## TASK TO CARRY OUT
Retype each line of the material exactly, please, skipping any picture in it.

## DATA
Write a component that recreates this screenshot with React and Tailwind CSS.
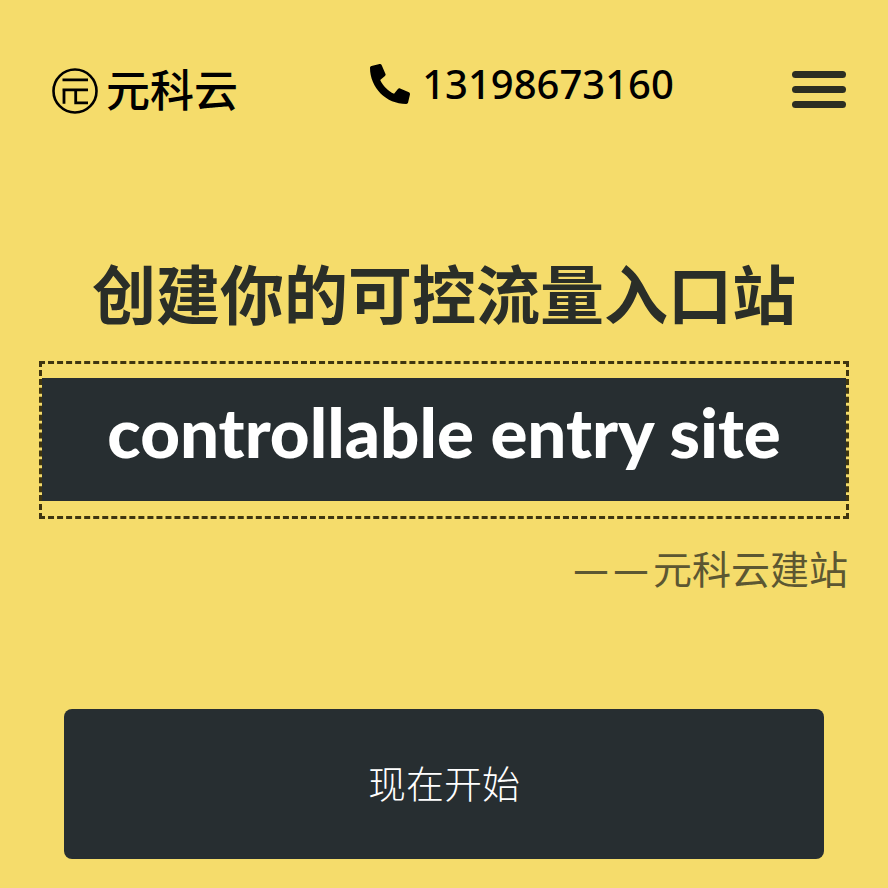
function LogoMark() {
  return (
    <svg viewBox="0 0 46 46" className="size-[46px] shrink-0" fill="none" stroke="currentColor" aria-hidden="true">
      <circle cx="23" cy="23" r="21.5" strokeWidth="2.6" />
      <path d="M10.5 11.8h25.500M10.5 21.800h25.500M12 21.800v14M23.700 21.800v13h12.300" strokeWidth="2.800" />
    </svg>
  );
}

function PhoneIcon() {
  return (
    <svg viewBox="0 0 512 512" className="size-10 shrink-0 -scale-x-100" fill="currentColor" aria-hidden="true">
      <path d="M493.4 24.6l-104-24c-11.300-2.600-22.900 3.300-27.500 13.900l-48 112c-4.200 9.800-1.400 21.300 6.900 28l60.600 49.600c-36 76.700-98.900 140.500-177.200 177.200l-49.600-60.600c-6.800-8.300-18.200-11.100-28-6.900l-112 48C3.900 366.500-2 378.100.6 389.400l24 104C27.100 504.200 36.700 512 48 512c256.100 0 464-207.500 464-464 0-11.200-7.700-20.900-18.600-23.400z" />
    </svg>
  );
}

export default function App() {
  return (
    <div className="min-h-screen bg-[#f5dc6b] px-[39px] pt-16 pb-7 font-['Noto_Sans_CJK_SC',sans-serif] text-[#272e31]">
      <header className="flex items-start justify-between pl-[13px]">
        <a href="#home" className="flex items-start gap-2 pt-1 text-black">
          <LogoMark />
          <span className="text-[44px] leading-10 font-medium">元科云</span>
        </a>
        <a href="tel:13198673160" className="flex items-center gap-3 pl-[14px] text-black">
          <PhoneIcon />
          <span className="font-['Noto_Sans',sans-serif] text-[40px] leading-10 font-medium">13198673160</span>
        </a>
        <button type="button" aria-label="菜单" className="mt-[7px] mr-[3px] flex w-[54px] flex-col gap-2">
          <span className="h-[7px] w-full rounded-full bg-[#2c2e22]" />
          <span className="h-[7px] w-full rounded-full bg-[#2c2e22]" />
          <span className="h-[7px] w-full rounded-full bg-[#2c2e22]" />
        </button>
      </header>

      <main>
        <h1 className="mt-[140px] text-center text-[64px] leading-[74px] font-bold text-[#2a2e28]">
          创建你的可控流量入口站
        </h1>
        <div className="mt-[33px] border-3 border-dashed border-[#3f3510] pt-[14px] pb-[15px]">
          <p className="bg-[#272e31] pt-[6px] pb-[22px] text-center font-['Lato',sans-serif] text-[69px] leading-[95px] font-black text-white">
            controllable entry site
          </p>
        </div>
        <p className="mt-[18px] flex items-center justify-end pr-px text-[39px] leading-[60px] text-[#5c5732]">
          <span className="mr-1 text-[40px] font-medium">—</span>
          <span className="mr-1 text-[40px] font-medium">—</span>
          <span>元科云建站</span>
        </p>
        <div className="mt-[112px] px-[25px]">
          <button type="button" className="block h-[150px] w-full rounded-lg bg-[#272e31] pb-[6px] text-[38px] font-light text-white">
            现在开始
          </button>
        </div>
      </main>
    </div>
  );
}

## WRITTEN RESPONSE
Write a component that recreates this screenshot with React and Tailwind CSS.
function LogoMark() {
  return (
    <svg viewBox="0 0 46 46" className="size-[46px] shrink-0" fill="none" stroke="currentColor" aria-hidden="true">
      <circle cx="23" cy="23" r="21.5" strokeWidth="2.6" />
      <path d="M10.5 11.8h25.500M10.5 21.800h25.500M12 21.800v14M23.700 21.800v13h12.300" strokeWidth="2.800" />
    </svg>
  );
}

function PhoneIcon() {
  return (
    <svg viewBox="0 0 512 512" className="size-10 shrink-0 -scale-x-100" fill="currentColor" aria-hidden="true">
      <path d="M493.4 24.6l-104-24c-11.300-2.600-22.900 3.300-27.500 13.900l-48 112c-4.200 9.800-1.400 21.300 6.900 28l60.600 49.600c-36 76.700-98.900 140.500-177.200 177.200l-49.600-60.600c-6.800-8.300-18.200-11.100-28-6.900l-112 48C3.900 366.500-2 378.100.6 389.400l24 104C27.100 504.200 36.700 512 48 512c256.100 0 464-207.500 464-464 0-11.200-7.700-20.900-18.600-23.400z" />
    </svg>
  );
}

export default function App() {
  return (
    <div className="min-h-screen bg-[#f5dc6b] px-[39px] pt-16 pb-7 font-['Noto_Sans_CJK_SC',sans-serif] text-[#272e31]">
      <header className="flex items-start justify-between pl-[13px]">
        <a href="#home" className="flex items-start gap-2 pt-1 text-black">
          <LogoMark />
          <span className="text-[44px] leading-10 font-medium">元科云</span>
        </a>
        <a href="tel:13198673160" className="flex items-center gap-3 pl-[14px] text-black">
          <PhoneIcon />
          <span className="font-['Noto_Sans',sans-serif] text-[40px] leading-10 font-medium">13198673160</span>
        </a>
        <button type="button" aria-label="菜单" className="mt-[7px] mr-[3px] flex w-[54px] flex-col gap-2">
          <span className="h-[7px] w-full rounded-full bg-[#2c2e22]" />
          <span className="h-[7px] w-full rounded-full bg-[#2c2e22]" />
          <span className="h-[7px] w-full rounded-full bg-[#2c2e22]" />
        </button>
      </header>

      <main>
        <h1 className="mt-[140px] text-center text-[64px] leading-[74px] font-bold text-[#2a2e28]">
          创建你的可控流量入口站
        </h1>
        <div className="mt-[33px] border-3 border-dashed border-[#3f3510] pt-[14px] pb-[15px]">
          <p className="bg-[#272e31] pt-[6px] pb-[22px] text-center font-['Lato',sans-serif] text-[69px] leading-[95px] font-black text-white">
            controllable entry site
          </p>
        </div>
        <p className="mt-[18px] flex items-center justify-end pr-px text-[39px] leading-[60px] text-[#5c5732]">
          <span className="mr-1 text-[40px] font-medium">—</span>
          <span className="mr-1 text-[40px] font-medium">—</span>
          <span>元科云建站</span>
        </p>
        <div className="mt-[112px] px-[25px]">
          <button type="button" className="block h-[150px] w-full rounded-lg bg-[#272e31] pb-[6px] text-[38px] font-light text-white">
            现在开始
          </button>
        </div>
      </main>
    </div>
  );
}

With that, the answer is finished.